Et là, on va très vite comprendre pourquoi un BTC n’est pas de l’or…

sandalfo

Je suis d’accord pour la comparaison blockchain / cadastre et notaires.
Sauf que dans le cadastre il y a un sous-jacent, le bien immobilier.
Ce que je critique n’est pas le principe de la blockchain, qui me semble utile, mais son application dans le bitcoin : une blockchain lente, chère et vorace en énergie. Je suis sûr qu’on peut faire beaucoup mieux comme crypto, avec beaucoup plus de transactions par seconde, des frais minimes et peu de consommation énergétique (PoS).
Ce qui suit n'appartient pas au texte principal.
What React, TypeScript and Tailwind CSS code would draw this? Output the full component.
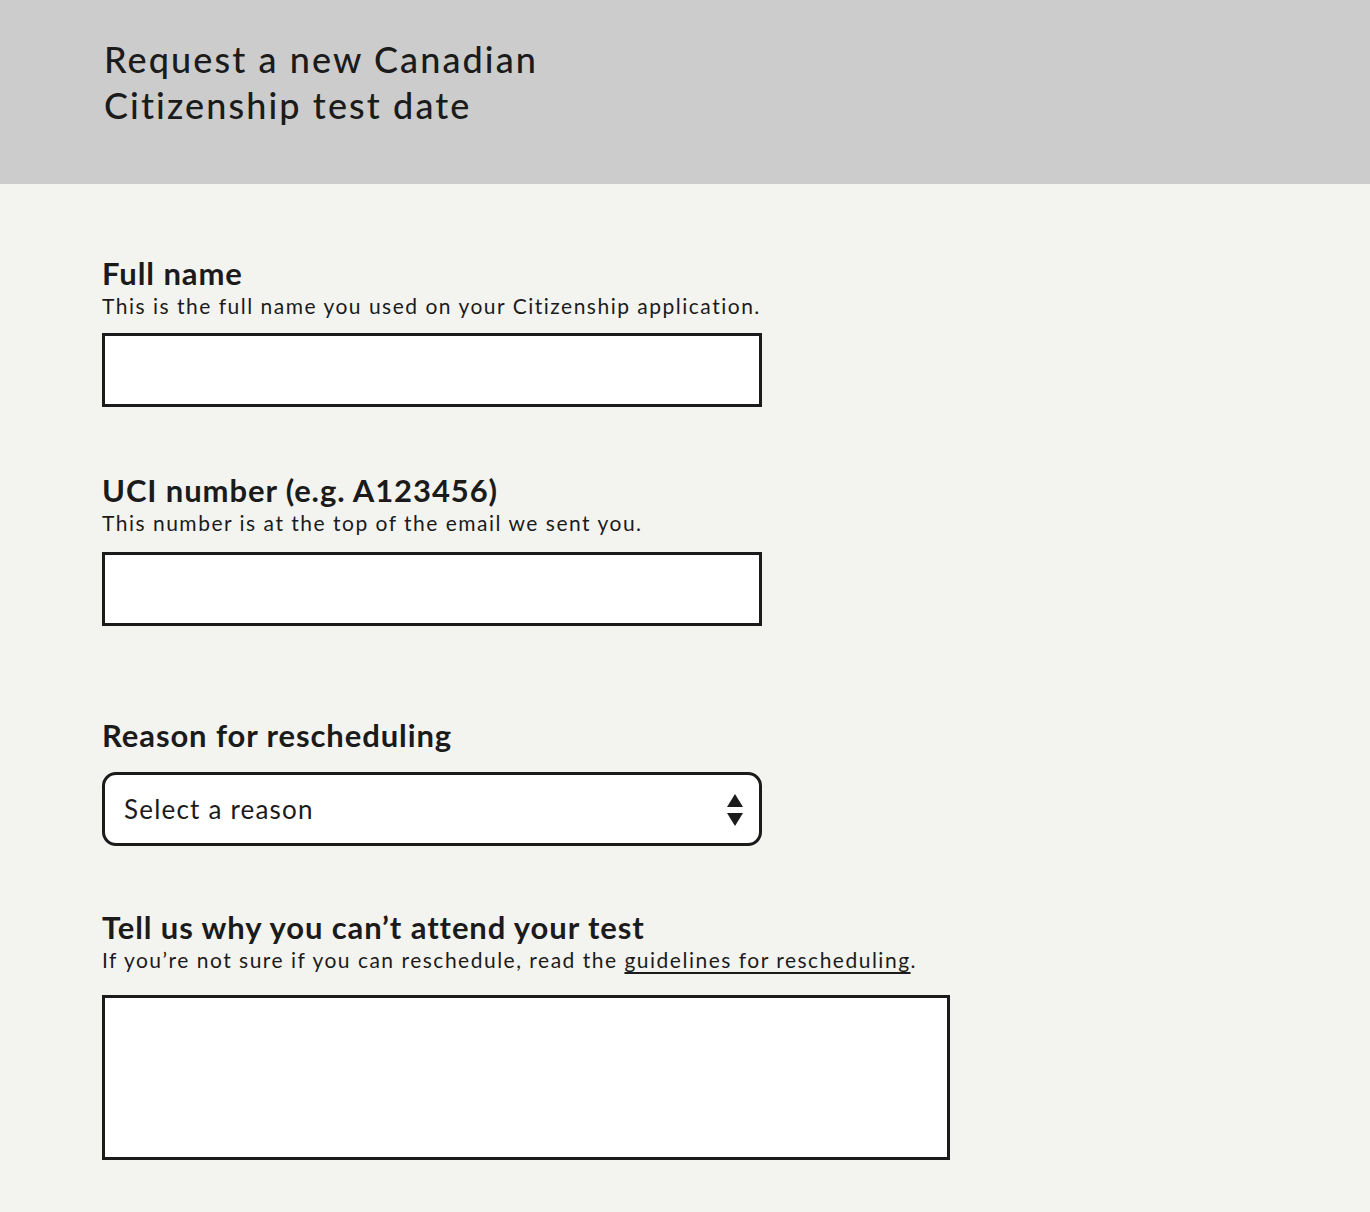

La crypto qui réunira ces conditions avec pourquoi pas une volatilité faible (stablecoin) sera très utile économiquement, donc aura de la valeur.

Kratof_Muller

Les prévisions donnant le bitcoin à 100 000 seraient éphemeres et suivies d’un gros dump… Au tarif d’un dollar fixe biensur … Mais qu en serait il si l inflation venait à etre démasquée ? Le dollar prendrait sa valeur réelle, soit environ 10% de son prix et effectivement à ce titre le BTC pourrait valoir 100 000$ !

Metaphore54

Je ne suis pas fan du bitcoin à cause de la volatilité du cours et de la consommation électrique pour le miner.

Pour le reste sa valeur reflète la confiance dans cette monnaie, reste à voir si il y a une bulle spéculative et si oui quand va t-elle éclater.

Akteur_Mineur

Etes-vous conscient que le risque que vous évoquez touchera le Bitcoin… En dernier ? Si jamais de telles machines existent un jour, il sera tellement plus facile de faire tomber toute la cryptographie des l’ensemble des SI. Par exemple avant d’attaquer le Proof of Work de Bitcoin, il sera beaucoup plus aisé de craquer tous les mots de passe de la planete. Toutes les banques toutes les entreprises toutes les administrations, les codes numcléaires, bref. Tout cela sera craqué avant Bitcoin qui est de fait plus difficile a mettre a défaut que tous ces systèmes du fait de sa décentralisation et 11 ans de preuve de travail … La prochaine fois que vous utiliserez cet argument, pensez à tout cela.